# First Post/So Proud



## Skg (Nov 30, 2020)

First post, second time GSD owner. I am so proud of the temperament of our boy. He will be 8 months this week. He is a big lover and goofball but at the same time will protect us and our home. Our last GSD ( our angel as of 9/24/19 ) was very high drive temperament and was very picky of other people and dogs we had around. We loved her with all our heart. With this boy we did a lot of research on his pedigree and the breeder and we couldn’t be happier. He is such a smart and all around good boy. We can take him anywhere and he keeps a cool head. I can’t wait to see all the potential his boy has.


----------



## Miika's Mom (Sep 23, 2013)

Welcome 🤗

Beautiful pup!


----------



## chuckd (Jul 16, 2019)

Handsome fella.

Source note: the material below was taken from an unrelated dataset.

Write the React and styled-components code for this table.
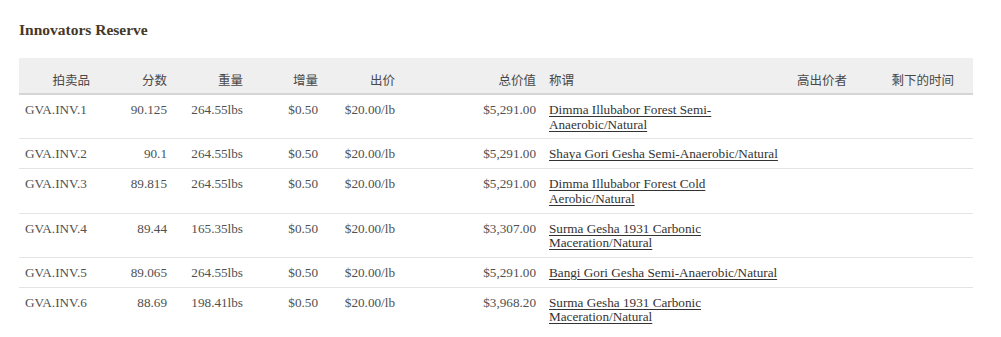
import React from "react";
import styled, { createGlobalStyle } from "styled-components";

const Global = createGlobalStyle`
  html, body { margin: 0; padding: 0; background: #ffffff; }
  body { font-family: "Liberation Serif", "Noto Sans CJK SC", serif; }
`;

const Page = styled.div`
  padding: 20px 19px 0 19px;
`;

const Title = styled.h2`
  margin: 0 0 18px 0;
  font-family: "Liberation Serif", serif;
  font-size: 15.5px;
  line-height: 20px;
  font-weight: bold;
  color: #45382a;
`;

const Table = styled.table`
  width: 954px;
  table-layout: fixed;
  border-collapse: collapse;
  font-family: "Liberation Serif", "Noto Sans CJK SC", serif;
`;

const HeadRow = styled.tr`
  background: #efefef;
`;

const Th = styled.th`
  font-family: "Noto Sans CJK SC", sans-serif;
  font-weight: normal;
  font-size: 12.5px;
  line-height: 15px;
  color: #484848;
  padding: 14px ${(p) => (p.$pr != null ? p.$pr : 6)}px 6px ${(p) => (p.$pl != null ? p.$pl : 6)}px;
  text-align: ${(p) => p.$align || "right"};
  border-bottom: 2px solid #d5d5d5;
  white-space: nowrap;
`;

const Row = styled.tr`
  border-bottom: 1px solid #e4e4e4;
  &:last-child {
    border-bottom: none;
  }
`;

const Td = styled.td`
  font-size: 13.2px;
  line-height: 14.7px;
  color: #505050;
  padding: 8px ${(p) => (p.$pr != null ? p.$pr : 6)}px 6px ${(p) => (p.$pl != null ? p.$pl : 6)}px;
  text-align: ${(p) => p.$align || "right"};
  vertical-align: top;
  white-space: nowrap;
`;

const Link = styled.a`
  color: #333333;
  text-decoration: underline;
  text-underline-offset: 2px;
  cursor: pointer;
`;

const columns = [77, 77, 76, 75, 77, 141, 248, 63, 120];

const headers = [
  { label: "拍卖品" },
  { label: "分数" },
  { label: "重量" },
  { label: "增量" },
  { label: "出价" },
  { label: "总价值" },
  { label: "称谓", align: "left", pl: 7 },
  { label: "高出价者" },
  { label: "剩下的时间", pr: 19 },
];

const rows = [
  ["GVA.INV.1", "90.125", "264.55lbs", "$5,291.00", ["Dimma Illubabor Forest Semi-", "Anaerobic/Natural"]],
  ["GVA.INV.2", "90.1", "264.55lbs", "$5,291.00", ["Shaya Gori Gesha Semi-Anaerobic/Natural"]],
  ["GVA.INV.3", "89.815", "264.55lbs", "$5,291.00", ["Dimma Illubabor Forest Cold", "Aerobic/Natural"]],
  ["GVA.INV.4", "89.44", "165.35lbs", "$3,307.00", ["Surma Gesha 1931 Carbonic", "Maceration/Natural"]],
  ["GVA.INV.5", "89.065", "264.55lbs", "$5,291.00", ["Bangi Gori Gesha Semi-Anaerobic/Natural"]],
  ["GVA.INV.6", "88.69", "198.41lbs", "$3,968.20", ["Surma Gesha 1931 Carbonic", "Maceration/Natural"]],
];

export default function App() {
  return (
    <Page>
      <Global />
      <Title>Innovators Reserve</Title>
      <Table>
        <colgroup>
          {columns.map((w, i) => (
            <col key={i} style={{ width: w }} />
          ))}
        </colgroup>
        <thead>
          <HeadRow>
            {headers.map((h) => (
              <Th key={h.label} $align={h.align} $pl={h.pl} $pr={h.pr}>
                {h.label}
              </Th>
            ))}
          </HeadRow>
        </thead>
        <tbody>
          {rows.map(([lot, score, weight, total, name]) => (
            <Row key={lot}>
              <Td $align="left">{lot}</Td>
              <Td>{score}</Td>
              <Td>{weight}</Td>
              <Td>$0.50</Td>
              <Td>$20.00/lb</Td>
              <Td>{total}</Td>
              <Td $align="left" $pl={7}>
                {name.map((line, i) => (
                  <React.Fragment key={i}>
                    {i > 0 && <br />}
                    <Link>{line}</Link>
                  </React.Fragment>
                ))}
              </Td>
              <Td></Td>
              <Td $pr={19}></Td>
            </Row>
          ))}
        </tbody>
      </Table>
    </Page>
  );
}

Welcome.


----------



## happyblond (Sep 14, 2012)

Good looking boy you have there 😊


----------



## WNGD (Jan 15, 2005)

Looks like trouble


----------



## Skg (Nov 30, 2020)

Thank you all 😊 I am looking forward to sharing our experiences with everyone!


----------



## MyWifeIsBoss (Apr 27, 2020)

Super stoked for you!


----------



## Catrinka (Aug 6, 2020)

Beautiful boy!


----------